UK financial services firms moving their operations to the EU following Brexit must be able to justify the relocation on business grounds, the chairman of the European Securities and Markets Authority has warned.
In a nine-principle statement, ESMA said relocating companies will have to explain why they have chosen to move to a particular country and that EU regulators must check that a business’s activity in the EU is the main driver for its relocation.
Regulators were warned: “There cannot be any automatic recognition of the authorization granted by the UK regulator into the EU27.” Authorization should only be given if a business can prove that it is not choosing an EU country to avoid stricter standards in force in other EU states.
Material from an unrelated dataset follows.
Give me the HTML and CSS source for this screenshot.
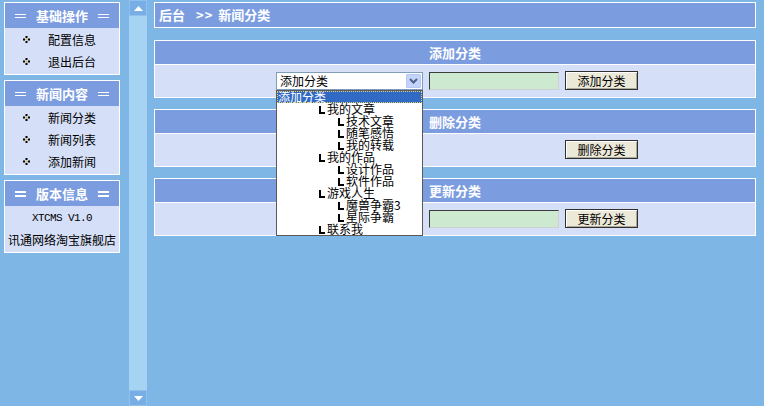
FILE: index.html
```html
<!DOCTYPE html>
<html lang="zh-CN">
<head>
<meta charset="utf-8">
<title>新闻分类</title>
<link rel="stylesheet" href="styles.css">
</head>
<body>
<div class="page">
  <aside class="sidebar">
    <div class="panel">
      <div class="panel-head"><span class="bars"></span>基础操作<span class="bars"></span></div>
      <ul class="menu">
        <li><i class="dot"><svg width="7" height="7" viewBox="0 0 7 7"><rect x="2.5" y="0" width="2" height="2" fill="#000"/><rect x="0" y="2.5" width="2" height="2" fill="#000"/><rect x="5" y="2.5" width="2" height="2" fill="#000"/><rect x="2.5" y="5" width="2" height="2" fill="#000"/><rect x="2.5" y="2.5" width="2" height="2" fill="#c8b850"/></svg></i>配置信息</li>
        <li><i class="dot"><svg width="7" height="7" viewBox="0 0 7 7"><rect x="2.5" y="0" width="2" height="2" fill="#000"/><rect x="0" y="2.5" width="2" height="2" fill="#000"/><rect x="5" y="2.5" width="2" height="2" fill="#000"/><rect x="2.5" y="5" width="2" height="2" fill="#000"/><rect x="2.5" y="2.5" width="2" height="2" fill="#c8b850"/></svg></i>退出后台</li>
      </ul>
    </div>
    <div class="panel">
      <div class="panel-head"><span class="bars"></span>新闻内容<span class="bars"></span></div>
      <ul class="menu">
        <li><i class="dot"><svg width="7" height="7" viewBox="0 0 7 7"><rect x="2.5" y="0" width="2" height="2" fill="#000"/><rect x="0" y="2.5" width="2" height="2" fill="#000"/><rect x="5" y="2.5" width="2" height="2" fill="#000"/><rect x="2.5" y="5" width="2" height="2" fill="#000"/><rect x="2.5" y="2.5" width="2" height="2" fill="#c8b850"/></svg></i>新闻分类</li>
        <li><i class="dot"><svg width="7" height="7" viewBox="0 0 7 7"><rect x="2.5" y="0" width="2" height="2" fill="#000"/><rect x="0" y="2.5" width="2" height="2" fill="#000"/><rect x="5" y="2.5" width="2" height="2" fill="#000"/><rect x="2.5" y="5" width="2" height="2" fill="#000"/><rect x="2.5" y="2.5" width="2" height="2" fill="#c8b850"/></svg></i>新闻列表</li>
        <li><i class="dot"><svg width="7" height="7" viewBox="0 0 7 7"><rect x="2.5" y="0" width="2" height="2" fill="#000"/><rect x="0" y="2.5" width="2" height="2" fill="#000"/><rect x="5" y="2.5" width="2" height="2" fill="#000"/><rect x="2.5" y="5" width="2" height="2" fill="#000"/><rect x="2.5" y="2.5" width="2" height="2" fill="#c8b850"/></svg></i>添加新闻</li>
      </ul>
    </div>
    <div class="panel">
      <div class="panel-head"><span class="bars thick"></span>版本信息<span class="bars thick"></span></div>
      <div class="info">
        <div class="ver">XTCMS V1.0</div>
        <div class="shop">讯通网络淘宝旗舰店</div>
      </div>
    </div>
  </aside>

  <div class="scrollbar">
    <div class="sb-btn"><svg width="9" height="5" viewBox="0 0 9 5"><path d="M4.5 0 L9 5 L0 5 Z" fill="#fff"/></svg></div>
    <div class="sb-track"></div>
    <div class="sb-btn"><svg width="9" height="5" viewBox="0 0 9 5"><path d="M0 0 L9 0 L4.5 5 Z" fill="#fff"/></svg></div>
  </div>

  <main class="main">
    <div class="crumb">后台<span class="sep">&gt;&gt;</span>新闻分类</div>

    <section class="box">
      <div class="box-head">添加分类</div>
      <div class="box-body">
        <div class="row">
          <div class="select open">
            <span class="sel-text">添加分类</span>
            <span class="sel-arrow"><svg width="9" height="6" viewBox="0 0 9 6"><path d="M1 1 L4.5 4.5 L8 1" fill="none" stroke="#4d6185" stroke-width="2"/></svg></span>
            <ul class="listbox">
              <li class="chosen">添加分类</li>
              <li class="lv1"><i class="tree"></i>我的文章</li>
              <li class="lv2"><i class="tree"></i>技术文章</li>
              <li class="lv2"><i class="tree"></i>随笔感悟</li>
              <li class="lv2"><i class="tree"></i>我的转载</li>
              <li class="lv1"><i class="tree"></i>我的作品</li>
              <li class="lv2"><i class="tree"></i>设计作品</li>
              <li class="lv2"><i class="tree"></i>软件作品</li>
              <li class="lv1"><i class="tree"></i>游戏人生</li>
              <li class="lv2"><i class="tree"></i>魔兽争霸3</li>
              <li class="lv2"><i class="tree"></i>星际争霸</li>
              <li class="lv1"><i class="tree"></i>联系我</li>
            </ul>
          </div>
          <div class="txt"></div>
          <div class="btn">添加分类</div>
        </div>
      </div>
    </section>

    <section class="box">
      <div class="box-head">删除分类</div>
      <div class="box-body">
        <div class="row">
          <div class="select"><span class="sel-text">添加分类</span></div>
          <div class="empty"></div>
          <div class="btn">删除分类</div>
        </div>
      </div>
    </section>

    <section class="box">
      <div class="box-head">更新分类</div>
      <div class="box-body">
        <div class="row">
          <div class="select"><span class="sel-text">添加分类</span></div>
          <div class="txt"></div>
          <div class="btn">更新分类</div>
        </div>
      </div>
    </section>
  </main>
</div>
</body>
</html>
```

FILE: styles.css
```css
* { box-sizing: border-box; }
html, body { margin: 0; padding: 0; }
body {
  background: #7eb6e6;
  font-family: "Noto Sans CJK SC", "Noto Sans", sans-serif;
  font-size: 12px;
  color: #000;
  width: 764px;
  height: 406px;
  overflow: hidden;
}
.page { display: flex; height: 406px; }

/* sidebar */
.sidebar {
  width: 116px;
  margin: 2px 0 0 4px;
  display: flex;
  flex-direction: column;
  gap: 5px;
}
.panel { border: 1px solid #fff; background: #d5dff7; }
.panel-head {
  height: 25px;
  background: #7b9de0;
  color: #fff;
  font-weight: bold;
  font-size: 13px;
  line-height: 25px;
  display: flex;
  align-items: center;
  justify-content: center;
  gap: 10px;
}
.bars { width: 11px; height: 4px; border-top: 1px solid #fff; border-bottom: 1px solid #fff; }
.bars.thick { width: 11px; height: 6px; border-top-width: 2px; border-bottom-width: 2px; }
.menu { list-style: none; margin: 0; padding: 0 0 2px; }
.menu li { height: 22px; display: flex; align-items: center; padding-left: 18px; }
.dot { display: block; width: 7px; height: 7px; margin-right: 18px; }
.dot svg { display: block; }
.info { padding: 2px 0 2px; text-align: center; }
.ver { font-family: "Liberation Mono", monospace; font-size: 11px; letter-spacing: -0.6px; height: 21px; line-height: 21px; }
.shop { height: 21px; line-height: 21px; white-space: nowrap; }

/* scrollbar */
.scrollbar {
  width: 18px;
  margin-left: 9px;
  display: flex;
  flex-direction: column;
  height: 406px;
}
.sb-btn {
  height: 16px;
  background: #78ade5;
  border: 1px solid #8fc0ee;
  display: flex;
  align-items: center;
  justify-content: center;
}
.sb-btn svg { display: block; }
.sb-track { flex: 1; background: #a7d3f2; }

/* main */
.main { width: 602px; margin-left: 7px; padding-top: 2px; }
.crumb {
  height: 26px;
  border: 1px solid #fff;
  background: #7b9de0;
  color: #fff;
  font-weight: bold;
  font-size: 13px;
  line-height: 23px;
  padding-left: 4px;
}
.sep { margin: 0 5px 0 11px; letter-spacing: 1px; }

.box { border: 1px solid #fff; margin-top: 12px; }
.box + .box { margin-top: 11px; }
.box-head {
  height: 24px;
  background: #7b9de0;
  border-bottom: 1px solid #fff;
  color: #fff;
  font-weight: bold;
  font-size: 13px;
  line-height: 23px;
  text-align: center;
}
.box-body { background: #d5dff7; padding: 6px 0 7px 4px; }
.row {
  display: grid;
  grid-template-columns: 147px 130px 73px;
  column-gap: 6px;
  justify-content: center;
  align-items: center;
  height: 19px;
}

.select {
  position: relative;
  height: 18px;
  background: #fff;
  border: 1px solid #7f9db9;
  padding-left: 3px;
  line-height: 16px;
}
.sel-arrow {
  position: absolute;
  right: 1px;
  top: 1px;
  width: 15px;
  height: 14px;
  background: #c3d3fd;
  border: 1px solid #b5c8f2;
  border-radius: 1px;
  display: flex;
  align-items: center;
  justify-content: center;
}
.sel-arrow svg { display: block; }
.listbox {
  position: absolute;
  z-index: 5;
  left: -1px;
  top: 17px;
  width: 147px;
  margin: 0;
  padding: 0;
  list-style: none;
  background: #fff;
  border: 1px solid #5a5a5a;
  line-height: 12px;
}
.listbox li { height: 12px; white-space: nowrap; display: flex; align-items: center; }
.listbox li.chosen {
  background: #316ac5;
  color: #fff;
  padding-left: 1px;
  outline: 1px dotted #e8d070;
  outline-offset: -1px;
}
.listbox li.lv1 { padding-left: 42px; }
.listbox li.lv2 { padding-left: 61px; }
.tree {
  display: block;
  width: 6px;
  height: 8px;
  margin: 2px 2px 0 0;
  border-left: 2px solid #000;
  border-bottom: 2px solid #000;
}

.txt {
  height: 18px;
  background: #cde9cf;
  border: 1px solid;
  border-color: #3c3c3c #cfcfcf #cfcfcf #3c3c3c;
}
.btn {
  height: 19px;
  background: #ece9d8;
  border: 1px solid #303030;
  box-shadow: inset 1px 1px #fff, inset -1px -1px #aca899;
  text-align: center;
  line-height: 17px;
}
.empty { height: 18px; }
```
BC Partners, Hamilton Lane and EQT are among the private fund firms domiciling vehicles and/or setting up management companies in other EU countries. Service providers including FundRock and Trident Trust are also strengthening their regulated capabilities in the EU, in Dublin and Luxembourg respectively.
“A lot of fund managers in the UK are thinking about delegation models. This opinion points to an approach that may make that more difficult and perhaps demand more substance than people were expecting,” said Paul Ellison, a partner and regulatory specialist in the London office of law firm Macfarlanes.
ESMA has struck a similar tone in recent months, expressing concern over temptation by regulators to dilute ESMA standards.
“I fully understand that financial centres across the EU try to make themselves attractive to UK market participants, that they try to be efficient and fast. But what we cannot have is a situation where we embark on regulatory competition, supervisory competition, and where we undermine the robust standards of supervising,” said Maijoor at the ALFI Luxembourg conference in March.